What the numbers also show is that Blacks/Hispanics are mildly/greatly underrepresented in this application pool (relative to population). It also shows that they are mildly/greatly underrepresented in the matriculation pool (relative to population).
And since we all self-select to apply to med school we can assume that as applicants, in general, Black/Hispanics felt their qualifications/chances were not good as their perceived competitors. (See 2008 incoming UofA Freshman statistics to see that their application percentages are less than their class representation:
http://oirps.arizona.edu/files/Student_Demo/New_Freshmen_by_Ethnicity.pdf)
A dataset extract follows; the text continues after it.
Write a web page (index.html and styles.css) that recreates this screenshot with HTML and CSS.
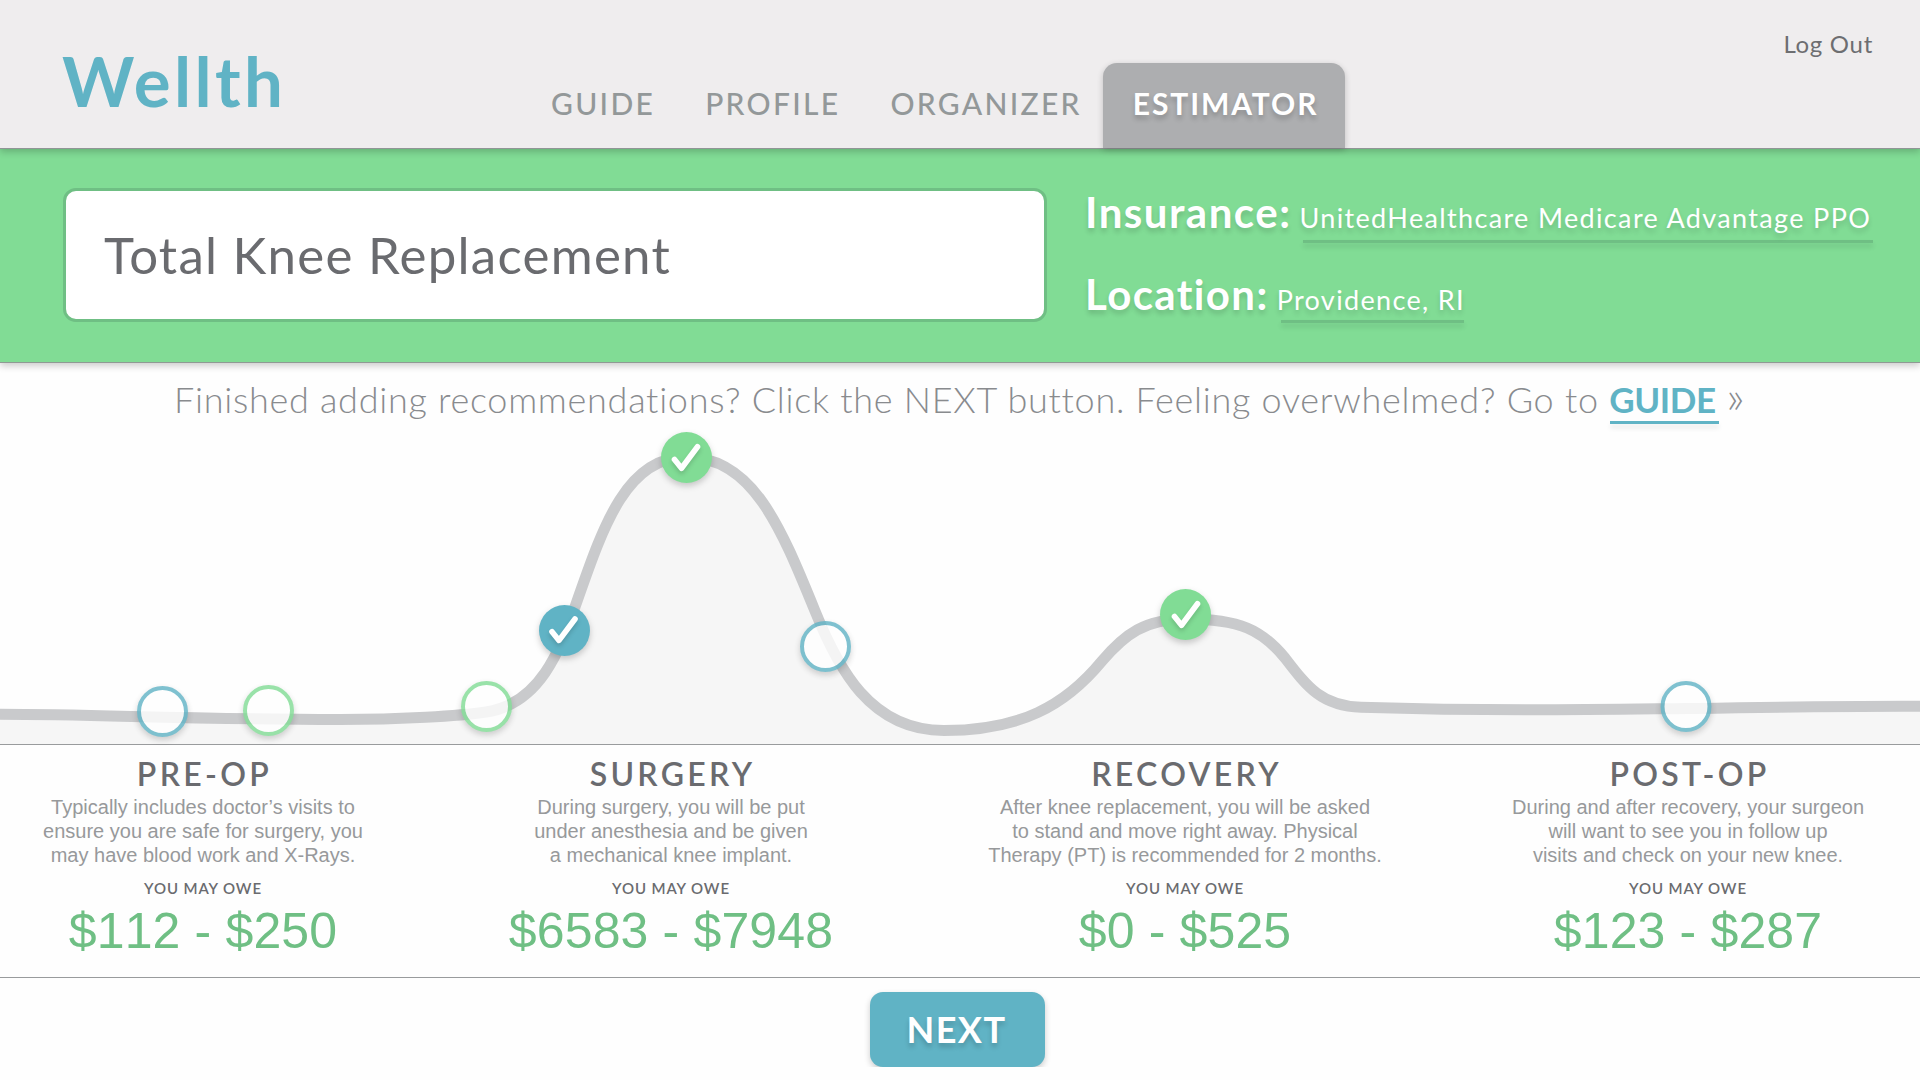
FILE: index.html
```html
<!DOCTYPE html>
<html lang="en">
<head>
  <meta charset="UTF-8" />
  <meta name="viewport" content="width=device-width, initial-scale=1.0" />
  <title>Wellth - Estimator</title>
  <link rel="stylesheet" href="styles.css">
</head>
<body>
  <header class="header">
    <a class="logo" href="#">Wellth</a>
    <nav class="nav">
      <a href="#">GUIDE</a>
      <a href="#">PROFILE</a>
      <a href="#">ORGANIZER</a>
      <a href="#" class="active">ESTIMATOR</a>
    </nav>
    <a class="logout" href="#">Log Out</a>
  </header>

  <section class="search">
    <div class="procedure">Total Knee Replacement</div>
    <div class="details">
      <div class="detail">
        <span class="label">Insurance:</span>
        <span class="value">UnitedHealthcare Medicare Advantage PPO</span>
      </div>
      <div class="detail location">
        <span class="label">Location:</span>
        <span class="value">Providence, RI</span>
      </div>
    </div>
  </section>

  <p class="message">Finished adding recommendations? Click the NEXT button. Feeling overwhelmed? Go to <a href="#">GUIDE</a> <span class="arrow">»</span></p>

  <svg class="chart" viewBox="0 430 1920 314" fill="none" xmlns="http://www.w3.org/2000/svg">
    <defs>
      <path id="check" d="M-12 2L-5 10.7L11 -10.7"/>
    </defs>
    <path class="area" d="M0 714.3C100 714.5 180 719 340 719.5C400 719.5 460 716 486 712C540 704 560 650 575 607C602 530 625 457 686 457C752 457 780 525 815 611C838 668 870 730.5 944 730.5C1020 730.5 1065 706 1102 661C1125 634 1145 619 1186 619C1240 619 1262 630 1285 658C1308 688 1322 706 1361 707.3C1500 711.5 1600 709.5 1686 708.5C1780 707 1840 706 1920 706.3V744H0Z"/>
    <path class="curve" d="M-10 714.3H0C100 714.5 180 719 340 719.5C400 719.5 460 716 486 712C540 704 560 650 575 607C602 530 625 457 686 457C752 457 780 525 815 611C838 668 870 730.5 944 730.5C1020 730.5 1065 706 1102 661C1125 634 1145 619 1186 619C1240 619 1262 630 1285 658C1308 688 1322 706 1361 707.3C1500 711.5 1600 709.5 1686 708.5C1780 707 1840 706 1920 706.3H1930"/>

    <!-- steps still open -->
    <circle class="step blue" cx="162.5" cy="711.5" r="23.5"/>
    <circle class="step green" cx="268.5" cy="710.5" r="23.5"/>
    <circle class="step green" cx="486.5" cy="706.5" r="23.5"/>
    <circle class="step blue" cx="825.5" cy="646.5" r="23.5"/>
    <circle class="step blue" cx="1686" cy="706.5" r="23.5"/>

    <!-- steps already added -->
    <g class="done blue" transform="translate(564.5 630.5)">
      <circle r="25.5"/>
      <use href="#check" x="-0.5" y="-0.8"/>
    </g>
    <g class="done green" transform="translate(686.5 457.5)">
      <circle r="25.5"/>
      <use href="#check"/>
    </g>
    <g class="done green" transform="translate(1185.5 614.5)">
      <circle r="25.5"/>
      <use href="#check" x="1"/>
    </g>
  </svg>

  <section class="phases">
    <div class="phase">
      <h2>PRE-OP</h2>
      <p>Typically includes doctor’s visits to<br>ensure you are safe for surgery, you<br>may have blood work and X-Rays.</p>
      <h3>YOU MAY OWE</h3>
      <div class="amount">$112 - $250</div>
    </div>
    <div class="phase">
      <h2>SURGERY</h2>
      <p>During surgery, you will be put<br>under anesthesia and be given<br>a mechanical knee implant.</p>
      <h3>YOU MAY OWE</h3>
      <div class="amount">$6583 - $7948</div>
    </div>
    <div class="phase">
      <h2>RECOVERY</h2>
      <p>After knee replacement, you will be asked<br>to stand and move right away. Physical<br>Therapy (PT) is recommended for 2 months.</p>
      <h3>YOU MAY OWE</h3>
      <div class="amount">$0 - $525</div>
    </div>
    <div class="phase">
      <h2>POST-OP</h2>
      <p>During and after recovery, your surgeon<br>will want to see you in follow up<br>visits and check on your new knee.</p>
      <h3>YOU MAY OWE</h3>
      <div class="amount">$123 - $287</div>
    </div>
  </section>

  <footer class="footer">
    <button class="next" type="button">NEXT</button>
  </footer>
</body>
</html>
```
FILE: styles.css
```css
*,
*::before,
*::after {
  box-sizing: border-box;
}

body {
  margin: 0;
  background: #fefefe;
  font-family: Lato, sans-serif;
  overflow: hidden;
}

a {
  text-decoration: none;
}

h2, h3, p {
  margin: 0;
}

/* header */
.header {
  position: relative;
  z-index: 1;
  display: flex;
  height: 149px;
  padding: 0 47px 0 62px;
  background: #efedee;
  border-bottom: 1px solid #919596;
  box-shadow: 0 3px 7px rgba(0, 0, 0, 0.2);
}

.logo {
  width: 489px;
  font-size: 69px;
  font-weight: 700;
  line-height: 161px;
  letter-spacing: 3.4px;
  color: #60b3c5;
}

.nav {
  display: flex;
  align-items: flex-end;
  gap: 50px;
}

.nav a {
  height: 85px;
  font-size: 30px;
  font-weight: 500;
  line-height: 81px;
  letter-spacing: 2.3px;
  color: #939899;
}

.nav .active {
  width: 242px;
  margin-left: -29px;
  padding-left: 30px;
  background: #adaeb0;
  border-radius: 14px 14px 0 0;
  box-shadow: 0 2px 6px rgba(0, 0, 0, 0.2);
  font-weight: 700;
  letter-spacing: 1.9px;
  color: #fff;
  text-shadow: 0 4px 5px rgba(0, 0, 0, 0.2);
}

.logout {
  margin-left: auto;
  font-size: 24px;
  line-height: 87px;
  letter-spacing: 0.7px;
  color: #6d6e71;
}

/* procedure, insurance and location */
.search {
  display: flex;
  gap: 38px;
  height: 214px;
  padding: 39px 0 0 63px;
  background: #81dc95;
  border-bottom: 1px solid #8f9a94;
  box-shadow: 0 3px 7px rgba(0, 0, 0, 0.2);
}

.procedure {
  width: 984px;
  height: 134px;
  padding-left: 38px;
  background: #fff;
  border: 3px solid #6fbf84;
  border-radius: 13px;
  font-size: 51px;
  line-height: 127px;
  letter-spacing: 1.25px;
  color: #6a6b6f;
}

.detail {
  display: flex;
  align-items: baseline;
  gap: 8px;
  height: 82px;
  color: #fff;
  white-space: nowrap;
  text-shadow: 0 4px 5px rgba(0, 0, 0, 0.15);
}

.label {
  font-size: 42px;
  font-weight: 700;
  line-height: 48px;
  letter-spacing: 1.5px;
}

.value {
  font-size: 27px;
  line-height: 32px;
  letter-spacing: 1.35px;
}

.value::after {
  content: "";
  display: block;
  height: 3px;
  margin: 6px -2px 0 4px;
  background: #6fbf84;
  box-shadow: 0 4px 5px rgba(0, 0, 0, 0.12);
}

.location .label {
  letter-spacing: 1.4px;
}

.location .value::after {
  margin: 4px 1px 0 4px;
}

/* message */
.message {
  height: 67px;
  padding: 6px 0 0 174px;
  font-size: 36px;
  font-weight: 300;
  line-height: 60px;
  letter-spacing: 0.72px;
  white-space: nowrap;
  color: #898b8e;
}

.message a {
  display: inline-block;
  font-size: 35px;
  font-weight: 700;
  line-height: 42px;
  letter-spacing: -0.4px;
  color: #60b3c5;
}

.message a::after {
  content: "";
  display: block;
  height: 3px;
  margin: 1px -3px 0 1px;
  background: #60b3c5;
  box-shadow: 0 4px 5px rgba(0, 0, 0, 0.1);
}

.arrow {
  font-size: 46px;
  line-height: 42px;
}

/* recovery chart */
.chart {
  display: block;
  width: 1920px;
  height: 314px;
  overflow: visible;
}

.area {
  fill: #f6f6f6;
}

.curve {
  stroke: #c9cacc;
  stroke-width: 11;
}

.step {
  fill: #fff;
  stroke-width: 4;
  opacity: 0.8;
  filter: drop-shadow(0 3px 3px rgba(0, 0, 0, 0.22));
}

.step.blue {
  stroke: #60b3c5;
}

.step.green {
  stroke: #81dc95;
}

.done {
  filter: drop-shadow(0 3px 3px rgba(0, 0, 0, 0.2));
}

.done.blue {
  fill: #60b3c5;
}

.done.green {
  fill: #81dc95;
}

.done use {
  fill: none;
  stroke: #fff;
  stroke-width: 5.6;
  stroke-linecap: round;
  stroke-linejoin: round;
  filter: drop-shadow(0 3px 2px rgba(0, 0, 0, 0.15));
}

/* phases */
.phases {
  display: grid;
  grid-template-columns: 406px 530px 498px 486px;
  height: 234px;
  padding-top: 10px;
  border-top: 1px solid #999b9d;
  border-bottom: 1px solid #999b9d;
  text-align: center;
  white-space: nowrap;
}

.phase:last-child {
  padding-left: 22px;
}

.phase h2 {
  padding-left: 3px;
  font-size: 32px;
  font-weight: 600;
  line-height: 38px;
  letter-spacing: 3.3px;
  color: #6a6b6f;
}

.phase p {
  margin-top: 2px;
  font-family: "Liberation Sans", Arial, sans-serif;
  font-size: 20px;
  line-height: 24px;
  color: #97999b;
}

.phase h3 {
  margin-top: 12px;
  font-size: 15px;
  font-weight: 600;
  line-height: 18px;
  letter-spacing: 0.9px;
  color: #6a6b6f;
}

.amount {
  margin-top: 4px;
  font-family: "Liberation Sans", Arial, sans-serif;
  font-size: 50px;
  font-kerning: none;
  line-height: 60px;
  letter-spacing: 0.15px;
  color: #6fbf84;
}

/* footer */
.footer {
  padding: 14px 5px 0 0;
  text-align: center;
}

.next {
  width: 175px;
  height: 75px;
  padding: 0 2px 0 0;
  border: 0;
  border-radius: 13px;
  background: #60b3c5;
  box-shadow: 0 3px 6px rgba(0, 0, 0, 0.2);
  font-family: inherit;
  font-size: 36px;
  font-weight: 700;
  line-height: 75px;
  letter-spacing: 1.5px;
  color: #fff;
  text-shadow: 0 4px 5px rgba(0, 0, 0, 0.18);
}
```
I believe that to claim things that are not facts reflects your underlying bias.
Whether or not 2013 Hopeful is or is not a racist I cannot say but I will assume not.
What I will say is obvious. I do not recommend that any poster on this/other forum verbalize a position on race/gender/ethnicity/social-class bias in a med school's selection.
Particularly when they do not know the exact biographies of those selected, and thus by implication might be impugning the judgment of the school's Adcoms.
From what madevans told us last year, the Adcoms are watching/judging what you say. And in his case, those judgments last year were appropriately positive.
My advice to 2013 Hopeful still stands, change your forum identity and hope the Adcoms don't find you out.